Kane X. Faucher's latest novel is a brilliant adaptation the classic Alexander Dumas tale of revenge, The Count of Monte Cristo.

 

I've always loved the original, and Faucher's book is a wonderful satire that cleaves to the original plot so carefully, I was continually impressed. I kept thinking, "There's no way he can maintain this!" But he did. So, I would encourage you to read the original story at some point if you already haven't, so this pleasure is not denied to you.

 

In Professor Montgomery Cristo: An Adjunct's Tale, Dantes is an up-and-coming academic. A PhD candidate with a glorious academic future ahead of him. But then he is wrongly accused of plagiarism (the academic equivalent of murder) and his hopes are dashed. Instead of prison, Dantes's is sent to a second-rate university, where he must toil as an adjunct professor, where he meets another sessional who will help him achieve his revenge on the jealous academics who ruined him.

 

All the bones of the original story are there, and then fleshed out with this wonderful satire of the unjust treatment of sessional teachers at modern universities. Sometimes called contract faculty, the life of a sessional can be tough. Particularly when you are on what is called a limited duties appointment, which is renewable term by term. This means sessional don't always know what they are teaching or even IF they are teaching next semester.
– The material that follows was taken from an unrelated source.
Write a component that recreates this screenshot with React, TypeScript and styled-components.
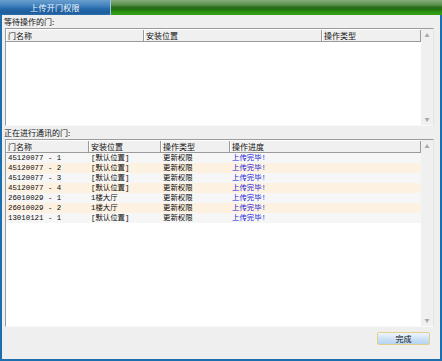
import styled, { createGlobalStyle } from "styled-components";

const GlobalStyle = createGlobalStyle`
  html, body { margin:0; padding:0; background:#ffffff; }
  body { font-family: "Noto Sans CJK SC", "DejaVu Sans", sans-serif; }
`

type Col = { title: string; width: number }

const waitCols: Col[] = [
    { title: "门名称", width: 138 },
    { title: "安装位置", width: 178 },
    { title: "操作类型", width: 99 },
]

const runCols: Col[] = [
    { title: "门名称", width: 83 },
    { title: "安装位置", width: 72 },
    { title: "操作类型", width: 69 },
    { title: "操作进度", width: 191 },
]

const rows = [
    ["45120077 - 1", "[默认位置]", "更新权限", "上传完毕!"],
    ["45120077 - 2", "[默认位置]", "更新权限", "上传完毕!"],
    ["45120077 - 3", "[默认位置]", "更新权限", "上传完毕!"],
    ["45120077 - 4", "[默认位置]", "更新权限", "上传完毕!"],
    ["26010029 - 1", "1楼大厅", "更新权限", "上传完毕!"],
    ["26010029 - 2", "1楼大厅", "更新权限", "上传完毕!"],
    ["13010121 - 1", "[默认位置]", "更新权限", "上传完毕!"],
]

const App = () => {
  return (
   <>
   <GlobalStyle/>
   <Window>
     <TitleBar>
       <Tab>上传开门权限</Tab>
       <GreenBar/>
     </TitleBar>
     <Body>
       <Label>等待操作的门:</Label>
       <Table $height={98}>
         <Grid>
           <HeadRow>
             {waitCols.map((c)=>(
               <HeadCell key={c.title} $w={c.width}>{c.title}</HeadCell>
             ))}
           </HeadRow>
         </Grid>
         <Scroll>
           <Arrow>▲</Arrow>
           <Arrow>▼</Arrow>
         </Scroll>
       </Table>
       <Label>正在进行通讯的门:</Label>
       <Table $height={188}>
         <Grid>
           <HeadRow>
             {runCols.map((c)=>(
               <HeadCell key={c.title} $w={c.width}>{c.title}</HeadCell>
             ))}
           </HeadRow>
           {rows.map((r,i)=>(
             <Row key={i} $alt={i % 2 === 1}>
               {r.map((v,j)=>(
                 <Cell key={j} $w={runCols[j].width} $done={j === 3}>{v}</Cell>
               ))}
             </Row>
           ))}
         </Grid>
         <Scroll>
           <Arrow>▲</Arrow>
           <Arrow>▼</Arrow>
         </Scroll>
       </Table>
       <Footer>
         <Button>完成</Button>
       </Footer>
     </Body>
   </Window>
   </>
  )
}

export default App;

const Window = styled.div`
  width:442px;
  height:361px;
  display:flex;
  flex-direction:column;
`
const TitleBar = styled.div`
  height:15px;
  display:flex;
`
const Tab = styled.div`
  width:110px;
  border-right:1px solid #9cc4e4;
  background:linear-gradient(#6a9fce 0%, #3f80bd 40%, #2468a8 60%, #1d5d9c 85%, #2a6eae 100%);
  color:#f2f6fa;
  font-size:8px;
  display:flex;
  align-items:center;
  justify-content:center;
  letter-spacing:0.3px;
`
const GreenBar = styled.div`
  flex:1;
  background:linear-gradient(#86ad7c 0%, #5d9250 30%, #2a6c1c 50%, #1f7110 62%, #2c9412 80%, #34a016 100%);
`
const Body = styled.div`
  flex:1;
  display:flex;
  flex-direction:column;
  background:#efefef;
  border:2px solid #1b6fae;
  border-top:none;
  padding:0 6px 0 3px;
`
const Label = styled.div`
  height:13px;
  line-height:13px;
  font-size:8px;
  color:#111;
  margin-left:-1px;
`
const Table = styled.div<{ $height: number }>`
  height:${p => p.$height}px;
  display:flex;
  background:#fff;
  border-top:1px solid #9c9c9c;
  border-left:1px solid #9c9c9c;
  border-right:1px solid #e4e4e4;
  border-bottom:1px solid #fafafa;
  box-sizing:border-box;
`
const Grid = styled.div`
  flex:1;
  display:flex;
  flex-direction:column;
`
const HeadRow = styled.div`
  display:flex;
  height:13px;
  box-sizing:border-box;
  border-top:1px solid #fff;
  background:#f0f0f0;
  border-bottom:1px solid #9a9a9a;
`
const HeadCell = styled.div<{ $w: number }>`
  width:${p => p.$w}px;
  box-sizing:border-box;
  border-right:1px solid #9a9a9a;
  border-left:1px solid #fff;
  font-size:8px;
  line-height:11px;
  padding-left:1px;
  color:#111;
  white-space:nowrap;
`
const Row = styled.div<{ $alt: boolean }>`
  display:flex;
  height:10px;
  background:${p => p.$alt ? "#fdf1e1" : "#f6f6f6"};
`
const Cell = styled.div<{ $w: number; $done: boolean }>`
  width:${p => p.$w}px;
  padding-left:2px;
  box-sizing:border-box;
  font-family:"Liberation Mono", "Noto Sans CJK SC", monospace;
  font-size:7.4px;
  line-height:10px;
  color:${p => p.$done ? "#2424d8" : "#0c0c0c"};
  white-space:nowrap;
`
const Scroll = styled.div`
  width:12px;
  background:#f0f0f0;
  display:flex;
  flex-direction:column;
  justify-content:space-between;
  align-items:center;
  padding:3px 0;
`
const Arrow = styled.div`
  font-size:5px;
  line-height:6px;
  color:#a8a8a8;
`
const Footer = styled.div`
  flex:1;
  display:flex;
  justify-content:flex-end;
  align-items:flex-start;
  padding-top:5px;
`
const Button = styled.button`
  width:53px;
  height:13px;
  margin-right:4px;
  padding:0;
  border:1px solid #e2cf8e;
  border-radius:2px;
  background:linear-gradient(#eef5fd, #c8dff6 60%, #b7d3f1);
  font-family:"Noto Sans CJK SC", sans-serif;
  font-size:8px;
  line-height:11px;
  color:#111;
`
The pay is low, and there are often no benefits. At many universities upwards of 40% of courses are taught by adjuncts.

 

All of these injustices – and many more -- are satirized by Faucher in this novel, and it is really worth your time. Now in interests of full disclosure, I must tell you that I have been, and am, a contract faculty member, and that Kane is a colleague, but this is a wholehearted recommendation. This book has the pacing of Dumas and the wicked sense of humor and genius of Faucher.